[TASK GOAL]
Give back the full listing verbatim, apart from its images.

[DATASET CONTENT]
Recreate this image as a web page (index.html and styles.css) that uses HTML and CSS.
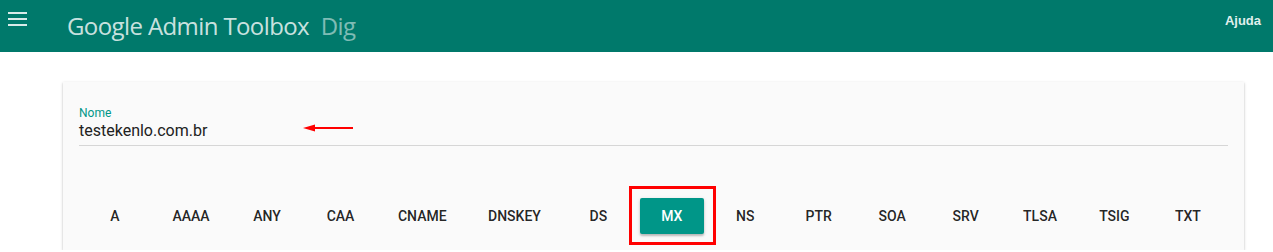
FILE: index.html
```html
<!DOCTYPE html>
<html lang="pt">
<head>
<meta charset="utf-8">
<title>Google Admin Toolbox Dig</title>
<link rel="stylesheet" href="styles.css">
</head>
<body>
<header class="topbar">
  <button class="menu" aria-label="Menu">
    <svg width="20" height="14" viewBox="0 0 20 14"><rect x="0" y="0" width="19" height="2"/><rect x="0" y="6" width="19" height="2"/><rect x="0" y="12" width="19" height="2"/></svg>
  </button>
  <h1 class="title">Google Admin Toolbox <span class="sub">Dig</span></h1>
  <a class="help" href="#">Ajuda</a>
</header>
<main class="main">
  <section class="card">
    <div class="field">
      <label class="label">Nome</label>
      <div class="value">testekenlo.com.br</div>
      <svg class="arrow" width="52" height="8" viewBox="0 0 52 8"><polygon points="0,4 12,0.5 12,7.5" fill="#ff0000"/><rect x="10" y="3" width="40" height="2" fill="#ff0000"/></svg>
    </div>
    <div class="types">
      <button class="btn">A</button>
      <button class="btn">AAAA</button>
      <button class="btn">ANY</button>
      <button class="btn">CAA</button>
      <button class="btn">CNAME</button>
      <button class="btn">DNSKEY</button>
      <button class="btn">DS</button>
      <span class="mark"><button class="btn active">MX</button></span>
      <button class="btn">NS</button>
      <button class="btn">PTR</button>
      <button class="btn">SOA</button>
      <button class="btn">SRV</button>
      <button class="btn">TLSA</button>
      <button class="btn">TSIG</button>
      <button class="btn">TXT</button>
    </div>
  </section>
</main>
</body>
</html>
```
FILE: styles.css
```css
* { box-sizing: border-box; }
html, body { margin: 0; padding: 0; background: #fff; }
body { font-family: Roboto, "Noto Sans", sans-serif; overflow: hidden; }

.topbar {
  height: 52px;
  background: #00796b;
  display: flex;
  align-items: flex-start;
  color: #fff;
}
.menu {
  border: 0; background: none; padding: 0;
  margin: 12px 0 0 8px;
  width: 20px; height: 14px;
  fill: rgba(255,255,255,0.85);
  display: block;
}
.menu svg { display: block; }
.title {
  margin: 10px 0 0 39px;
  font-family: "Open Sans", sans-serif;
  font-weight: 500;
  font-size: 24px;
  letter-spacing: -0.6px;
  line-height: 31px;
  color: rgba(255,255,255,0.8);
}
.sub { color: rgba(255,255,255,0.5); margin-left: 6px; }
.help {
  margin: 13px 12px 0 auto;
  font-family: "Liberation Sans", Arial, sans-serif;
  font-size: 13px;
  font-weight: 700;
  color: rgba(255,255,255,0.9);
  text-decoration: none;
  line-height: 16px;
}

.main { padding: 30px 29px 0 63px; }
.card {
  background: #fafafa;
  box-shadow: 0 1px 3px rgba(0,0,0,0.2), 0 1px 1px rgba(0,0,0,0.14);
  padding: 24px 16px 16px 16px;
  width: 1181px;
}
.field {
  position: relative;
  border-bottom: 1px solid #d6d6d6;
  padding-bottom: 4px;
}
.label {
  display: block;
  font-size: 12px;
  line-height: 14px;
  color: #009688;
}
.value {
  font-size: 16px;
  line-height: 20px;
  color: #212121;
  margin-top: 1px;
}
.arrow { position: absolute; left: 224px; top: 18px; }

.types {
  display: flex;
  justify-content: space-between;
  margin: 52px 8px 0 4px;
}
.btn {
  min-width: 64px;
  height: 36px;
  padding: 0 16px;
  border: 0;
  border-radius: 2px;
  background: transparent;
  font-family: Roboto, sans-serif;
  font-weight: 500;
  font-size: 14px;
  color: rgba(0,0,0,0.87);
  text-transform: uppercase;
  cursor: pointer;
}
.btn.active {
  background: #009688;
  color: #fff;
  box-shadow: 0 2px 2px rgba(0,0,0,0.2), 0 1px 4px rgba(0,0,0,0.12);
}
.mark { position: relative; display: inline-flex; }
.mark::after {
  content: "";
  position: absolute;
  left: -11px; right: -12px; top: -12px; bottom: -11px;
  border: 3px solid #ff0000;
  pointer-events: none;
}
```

[COMPLETE RESPONSE]
Recreate this image as a web page (index.html and styles.css) that uses HTML and CSS.
FILE: index.html
```html
<!DOCTYPE html>
<html lang="pt">
<head>
<meta charset="utf-8">
<title>Google Admin Toolbox Dig</title>
<link rel="stylesheet" href="styles.css">
</head>
<body>
<header class="topbar">
  <button class="menu" aria-label="Menu">
    <svg width="20" height="14" viewBox="0 0 20 14"><rect x="0" y="0" width="19" height="2"/><rect x="0" y="6" width="19" height="2"/><rect x="0" y="12" width="19" height="2"/></svg>
  </button>
  <h1 class="title">Google Admin Toolbox <span class="sub">Dig</span></h1>
  <a class="help" href="#">Ajuda</a>
</header>
<main class="main">
  <section class="card">
    <div class="field">
      <label class="label">Nome</label>
      <div class="value">testekenlo.com.br</div>
      <svg class="arrow" width="52" height="8" viewBox="0 0 52 8"><polygon points="0,4 12,0.5 12,7.5" fill="#ff0000"/><rect x="10" y="3" width="40" height="2" fill="#ff0000"/></svg>
    </div>
    <div class="types">
      <button class="btn">A</button>
      <button class="btn">AAAA</button>
      <button class="btn">ANY</button>
      <button class="btn">CAA</button>
      <button class="btn">CNAME</button>
      <button class="btn">DNSKEY</button>
      <button class="btn">DS</button>
      <span class="mark"><button class="btn active">MX</button></span>
      <button class="btn">NS</button>
      <button class="btn">PTR</button>
      <button class="btn">SOA</button>
      <button class="btn">SRV</button>
      <button class="btn">TLSA</button>
      <button class="btn">TSIG</button>
      <button class="btn">TXT</button>
    </div>
  </section>
</main>
</body>
</html>
```
FILE: styles.css
```css
* { box-sizing: border-box; }
html, body { margin: 0; padding: 0; background: #fff; }
body { font-family: Roboto, "Noto Sans", sans-serif; overflow: hidden; }

.topbar {
  height: 52px;
  background: #00796b;
  display: flex;
  align-items: flex-start;
  color: #fff;
}
.menu {
  border: 0; background: none; padding: 0;
  margin: 12px 0 0 8px;
  width: 20px; height: 14px;
  fill: rgba(255,255,255,0.85);
  display: block;
}
.menu svg { display: block; }
.title {
  margin: 10px 0 0 39px;
  font-family: "Open Sans", sans-serif;
  font-weight: 500;
  font-size: 24px;
  letter-spacing: -0.6px;
  line-height: 31px;
  color: rgba(255,255,255,0.8);
}
.sub { color: rgba(255,255,255,0.5); margin-left: 6px; }
.help {
  margin: 13px 12px 0 auto;
  font-family: "Liberation Sans", Arial, sans-serif;
  font-size: 13px;
  font-weight: 700;
  color: rgba(255,255,255,0.9);
  text-decoration: none;
  line-height: 16px;
}

.main { padding: 30px 29px 0 63px; }
.card {
  background: #fafafa;
  box-shadow: 0 1px 3px rgba(0,0,0,0.2), 0 1px 1px rgba(0,0,0,0.14);
  padding: 24px 16px 16px 16px;
  width: 1181px;
}
.field {
  position: relative;
  border-bottom: 1px solid #d6d6d6;
  padding-bottom: 4px;
}
.label {
  display: block;
  font-size: 12px;
  line-height: 14px;
  color: #009688;
}
.value {
  font-size: 16px;
  line-height: 20px;
  color: #212121;
  margin-top: 1px;
}
.arrow { position: absolute; left: 224px; top: 18px; }

.types {
  display: flex;
  justify-content: space-between;
  margin: 52px 8px 0 4px;
}
.btn {
  min-width: 64px;
  height: 36px;
  padding: 0 16px;
  border: 0;
  border-radius: 2px;
  background: transparent;
  font-family: Roboto, sans-serif;
  font-weight: 500;
  font-size: 14px;
  color: rgba(0,0,0,0.87);
  text-transform: uppercase;
  cursor: pointer;
}
.btn.active {
  background: #009688;
  color: #fff;
  box-shadow: 0 2px 2px rgba(0,0,0,0.2), 0 1px 4px rgba(0,0,0,0.12);
}
.mark { position: relative; display: inline-flex; }
.mark::after {
  content: "";
  position: absolute;
  left: -11px; right: -12px; top: -12px; bottom: -11px;
  border: 3px solid #ff0000;
  pointer-events: none;
}
```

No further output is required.